The re-issued Spring Arbitron for Nashville no longer contains four tainted 25-54 diaries that Cromwell owner Bud Walters told the market about. (He cooperated with Arbitron’s investigation and though his two FMs benefited, he had nothing to do with the funkiness involving the diaries and a former AE.) What Bud said last week came true — four diaries can have a huge impact. (Four People Meters can make an even larger impact.)

Meanwhile, this post from the Yakima in the Northwest, where one company switched from Arbitron to Eastlan:

The Seattle-based company decided to turn to Sammamish-based Eastlan Ratings to determine listener trends for its 31 stations, which span over six Pacific Northwest cities. It switched over for the fall 2009 ratings period.

“Arbitron is very spendy,” said Dewey Boynton, who is New Northwest Broadcasters’ operations manager in Yakima and morning show host for KXDD. “There are certain inadequacies in the methodology that concern everybody.”…

Stations have been frustrated by Arbitron, whose operation dates back to the late 1940s. The biggest issue is Arbitron’s survey sample, which radio station operators say is too small, and too expensive.

“People are always looking for an alternative radio ratings system,” said Bob Burke, vice president/manager director for Friday Morning Quarterback or FMQB, a trade publication for the radio industry. “Many stations and companies question the measurements of Arbitron.”

Later in the article, he says “Gonzalo Cortez, general manager for the company in Prosser, said he believes that it costs $25,000 a year to subscribe to Arbitron ratings for just one station.”

According to local radio stations, the sample size for Arbitron in Yakima is about 500-600 participants. Those surveyed receive a diary where they record their listening habits every 15 minutes for a week. They then return the diary to Arbitron.

The sample size of Eastlan is about 1,000 people. Participants recall their listening habits by answering questions during a single phone call.

Any way you slice it, the numbers fumble all over, and as posted here before, GMs who blindly follow them will end up in a blind alley. As the Arbitron site itself says about its “new, improved” Purple People Meter: “PPM ratings are based on audience estimates and are the opinion of Arbitron and should not be relied on for precise accuracy or precise representativeness of a demographic or radio market.”

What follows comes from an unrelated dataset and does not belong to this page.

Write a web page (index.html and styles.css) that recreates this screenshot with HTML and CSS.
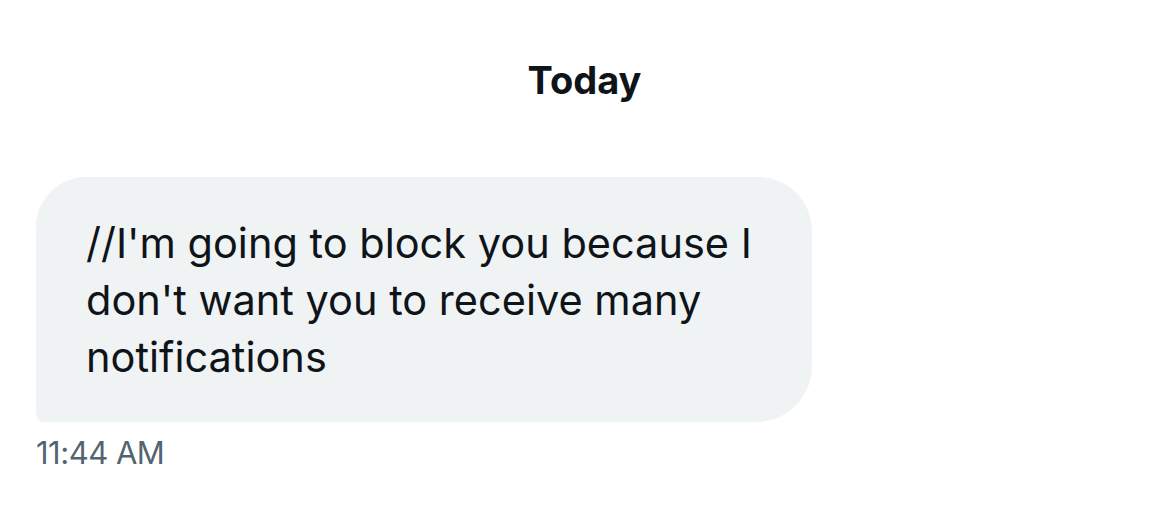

On a lighter note, Mitch Mizel, Director of Research for CBS Radio in New York, had a couple funny Arbitron diary stories in this article on RBR.com:

The two stories I remember best were the Arbitron diary that that listed 18 hours a day of listening with the diary-keeper adding in the comments that she left the radio on all day because her parrot liked the music. Arbitron counted that diary because there was nothing in their rules against it. And there was the station that had a 99 share from Birch for a weekend daypart because there was only one diary that reported any listening at all!